But the confusion and frustration are real.

SBT has a lot of superficial issues. These are things that are problematic for users, but are only skin deep, and can be easily fixed. Things like:

The difference between run in (Test, myproject) and myproject/test:run
Leaking implementation details like Def.task{...}.taskValue (https://github.com/sbt/sbt/pull/2943)
Syntactic bugs, like lazy val (js, jvm) = crossProject() not being allowed
The unusual evaluation order of foo.value expressions

These superficial syntactic problems are easy to fix, and many are already on their way out. SBT has already deprecated the zoo of <+= <++= <<= <<+= operators in favor of just :=, and is unifying the foo in bar and foo/bar syntax. SBT's blank line problem is now thankfully ancient history.

However, it turns out that for all the complaints about SBT syntax, they are probably the least of SBT's problems as a build tool.

This post will dig deep into what, exactly, is it that makes SBT confusing, complicated and slow.
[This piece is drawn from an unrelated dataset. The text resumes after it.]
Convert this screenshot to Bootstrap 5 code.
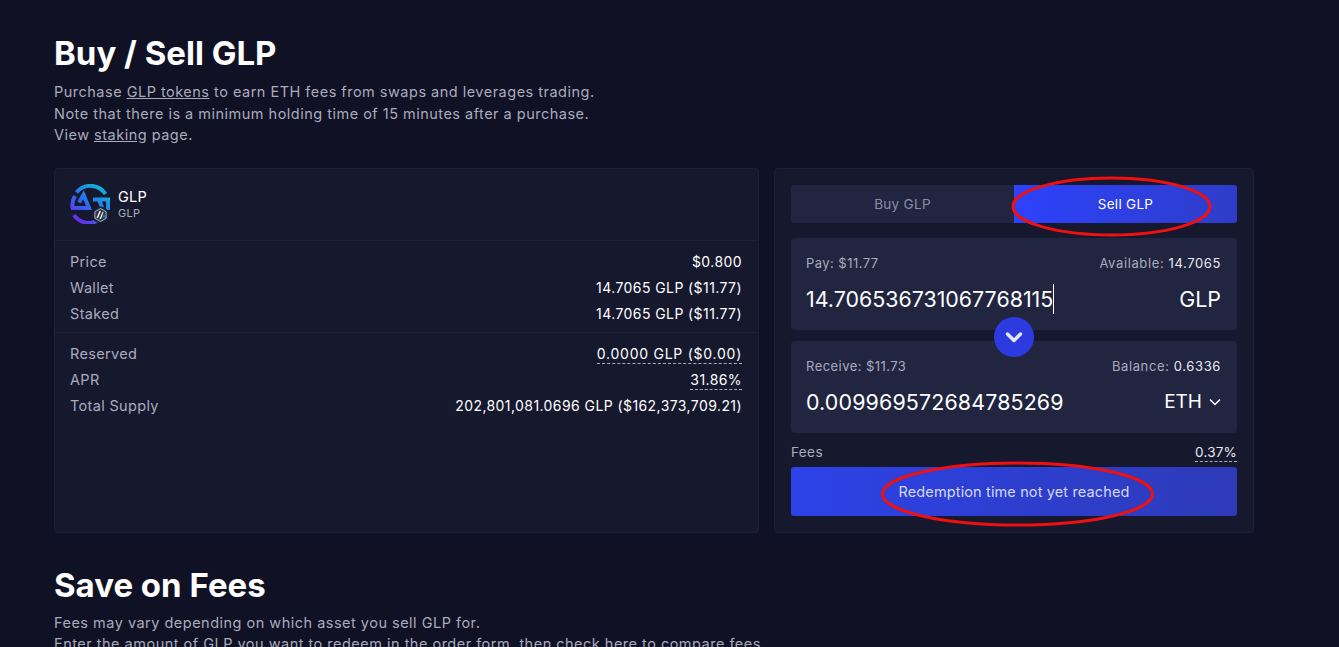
<!DOCTYPE html>
<html lang="en">
<head>
<meta charset="UTF-8" />
<title>Buy / Sell GLP</title>
<link rel="stylesheet" href="https://cdn.jsdelivr.net/npm/bootstrap@5.3.0/dist/css/bootstrap.min.css" />
<style>
html, body { height: 647px; overflow: hidden; }
body { background: #101124; color: #fff; font-family: Inter, "Liberation Sans", sans-serif; font-size: 15px; }
.glp-page { width: 1200px; margin-left: 54px; padding-top: 35px; }
.glp-title { font-size: 33px; font-weight: 700; line-height: 37px; margin: 0 0 9px; }
.glp-sub { font-size: 14.5px; line-height: 21.5px; letter-spacing: .49px; margin: 0; color: #a9abbd; }
.glp-sub a { color: #a9abbd; }
.glp-panels { display: grid; grid-template-columns: 705px 480px; gap: 15px; margin-top: 22px; height: 364px; }
.glp-panel { background: #16182e; border: 1px solid #1e2136; border-radius: 4px; }
.glp-head { height: 72px; padding: 16px 15px; border-bottom: 1px solid #1e2136; }
.glp-name { font-size: 14.5px; line-height: 18px; letter-spacing: .3px; }
.glp-sym { font-size: 11px; line-height: 14px; letter-spacing: .3px; color: #a9abbd; }
.glp-rows { padding: 8px 16px 5px 15px; }
.glp-rows + .glp-rows { padding-top: 8px; border-top: 1px solid #1e2136; }
.glp-row { height: 26px; line-height: 26px; font-size: 14px; letter-spacing: .42px; }
.glp-label { color: #a9abbd; font-size: 14.5px; letter-spacing: .33px; }
.glp-dash { border-bottom: 1px dashed #a9abbd; line-height: 18px; height: 19px; margin-top: 4px; align-self: flex-start; }
.glp-wide { letter-spacing: .75px; }
.glp-tabs { height: 38px; background: #212540; border-radius: 3px; overflow: hidden; font-size: 13.5px; letter-spacing: .3px; }
.glp-tab { flex: 1; color: #8b8da4; padding-top: 1px; }
.glp-tab-on { background: linear-gradient(90deg, #2d42fc, #2e3dc8); color: #fff; }
.glp-box { background: #212540; border-radius: 4px; height: 92px; padding: 16px 16px 15px 15px; }
.glp-box-first { margin-top: 15px; }
.glp-box-top { font-size: 13px; line-height: 18px; letter-spacing: .45px; color: #a9abbd; }
.glp-box-top span:last-child { letter-spacing: .62px; }
.glp-box-top b { font-weight: 400; color: #e8e9f0; }
.glp-box-val { font-size: 21.4px; line-height: 30px; margin-top: 12px; }
.glp-val-wide { letter-spacing: .15px; }
.glp-caret { border-right: 1px solid #fff; }
.glp-unit { font-size: 19px; gap: 7px; }
.glp-gap { height: 11px; }
.glp-swap { width: 40px; height: 40px; border-radius: 50%; background: #2b3be0; position: absolute; left: 203px; top: -13px; z-index: 2; }
.glp-fees { font-size: 13.5px; letter-spacing: .4px; color: #a9abbd; height: 20px; margin-top: 10px; }
.glp-fees span { line-height: 18px; }
.glp-fees .glp-dash { color: #e8e9f0; margin-top: 0; letter-spacing: .2px; }
.glp-btn { height: 49px; padding-top: 3px; background: linear-gradient(90deg, #2d42e8, #2d3bb8); border: 0; border-radius: 3px; color: #d5d8f5; font-size: 14.5px; letter-spacing: .13px; }
.glp-marks { position: absolute; left: -1px; top: -1px; width: 480px; height: 364px; pointer-events: none; z-index: 3; }
.glp-next { margin-top: 35px; }
.glp-next .glp-title { margin-bottom: 8px; }
</style>
</head>
<body>

<div class="glp-page">
    <h1 class="glp-title">Buy / Sell GLP</h1>
    <p class="glp-sub">Purchase <a href="#">GLP tokens</a> to earn ETH fees from swaps and leverages trading.<br />
    Note that there is a minimum holding time of 15 minutes after a purchase.<br />
    View <a href="#">staking</a> page.</p>

    <div class="glp-panels">
        <div class="glp-panel">
            <div class="glp-head d-flex align-items-center gap-2">
                <svg width="40" height="40" viewBox="0 0 40 40">
                    <defs>
                        <linearGradient id="glpGrad" gradientUnits="userSpaceOnUse" x1="34" y1="3" x2="8" y2="38">
                            <stop offset="0" stop-color="#0fb8d6" />
                            <stop offset="0.55" stop-color="#2a6cf0" />
                            <stop offset="1" stop-color="#6a2cf0" />
                        </linearGradient>
                    </defs>
                    <g fill="none" stroke="url(#glpGrad)" stroke-width="4">
                        <path d="M6.500 8.500A18 18 0 0 1 35.500 10" />
                        <path d="M4 31A18 18 0 0 0 27 37" />
                        <path d="M2.500 24A18 18 0 0 1 5 12" />
                        <path d="M1 24H19L13.500 11 9 18.500" />
                        <path d="M23 15.500H38V26M29 15.500L33 26" />
                    </g>
                    <circle cx="30.500" cy="31" r="8.500" fill="#1b2238" />
                    <path d="M30.500 24.500l5.600 3.200v6.600l-5.600 3.200-5.600-3.200v-6.600z" fill="#2c374b" stroke="#a8b4c4" stroke-width="1" />
                    <path d="M26.500 34l3-7h1.500l-3 7zM29.500 35l3-7h1l-2.500 7z" fill="#fff" />
                    <path d="M33 33l1-2.500 1 3z" fill="#28a0f0" />
                </svg>
                <div>
                    <div class="glp-name">GLP</div>
                    <div class="glp-sym">GLP</div>
                </div>
            </div>
            <div class="glp-rows">
                <div class="glp-row d-flex justify-content-between"><span class="glp-label">Price</span><span>$0.800</span></div>
                <div class="glp-row d-flex justify-content-between"><span class="glp-label">Wallet</span><span>14.7065 GLP ($11.77)</span></div>
                <div class="glp-row d-flex justify-content-between"><span class="glp-label">Staked</span><span>14.7065 GLP ($11.77)</span></div>
            </div>
            <div class="glp-rows">
                <div class="glp-row d-flex justify-content-between"><span class="glp-label">Reserved</span><span class="glp-dash glp-wide">0.0000 GLP ($0.00)</span></div>
                <div class="glp-row d-flex justify-content-between"><span class="glp-label">APR</span><span class="glp-dash">31.86%</span></div>
                <div class="glp-row d-flex justify-content-between"><span class="glp-label">Total Supply</span><span>202,801,081.0696 GLP ($162,373,709.21)</span></div>
            </div>
        </div>

        <div class="glp-panel position-relative p-3">
            <div class="glp-tabs d-flex">
                <div class="glp-tab d-flex align-items-center justify-content-center">Buy GLP</div>
                <div class="glp-tab glp-tab-on d-flex align-items-center justify-content-center">Sell GLP</div>
            </div>
            <div class="glp-box glp-box-first">
                <div class="glp-box-top d-flex justify-content-between"><span>Pay: $11.77</span><span>Available: <b>14.7065</b></span></div>
                <div class="glp-box-val d-flex justify-content-between"><span class="glp-caret">14.706536731067768115</span><span>GLP</span></div>
            </div>
            <div class="glp-gap position-relative">
                <div class="glp-swap d-flex align-items-center justify-content-center">
                    <svg width="18" height="12" viewBox="0 0 18 12"><path d="M2.500 3L9 9.500 15.500 3" fill="none" stroke="#e4e6f5" stroke-width="3.500" stroke-linecap="round" stroke-linejoin="round" /></svg>
                </div>
            </div>
            <div class="glp-box">
                <div class="glp-box-top d-flex justify-content-between"><span>Receive: $11.73</span><span>Balance: <b>0.6336</b></span></div>
                <div class="glp-box-val d-flex justify-content-between"><span class="glp-val-wide">0.009969572684785269</span>
                    <span class="glp-unit d-flex align-items-center">ETH<svg width="12" height="8" viewBox="0 0 12 8"><path d="M1 1.500l5 5 5-5" fill="none" stroke="#fff" stroke-width="1.500" /></svg></span></div>
            </div>
            <div class="glp-fees d-flex justify-content-between align-items-start"><span>Fees</span><span class="glp-dash">0.37%</span></div>
            <button class="glp-btn w-100 d-block mt-1">Redemption time not yet reached</button>
            <svg class="glp-marks" viewBox="0 0 480 364">
                <ellipse cx="337.500" cy="38.500" rx="98.500" ry="28.500" fill="none" stroke="#f01010" stroke-width="3" />
                <ellipse cx="243.500" cy="326" rx="135" ry="31" fill="none" stroke="#f01010" stroke-width="3" />
            </svg>
        </div>
    </div>

    <div class="glp-next">
        <h2 class="glp-title">Save on Fees</h2>
        <p class="glp-sub">Fees may vary depending on which asset you sell GLP for.<br />
        Enter the amount of GLP you want to redeem in the order form, then check here to compare fees.</p>
    </div>
</div>

</body>
</html>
From that analysis, you should come away with a clear picture of exactly what features and design-choices make SBT pick up the bad reputation that it has, and how a "better build tool" (whether a future version of SBT, or an entirely new tool) might work to avoid these pitfalls.

Unwanted Data Model

At its core, SBT is built around a grid of tasks: every task can be applied to every subproject. Overall, this results in a 2D grid of possible tasks, most of which are invalid.

The 2D Grid

For example, consider the set of valid task/subproject combinations in a project I've worked on: a typical Scala.js client/server webapp with a shared core library.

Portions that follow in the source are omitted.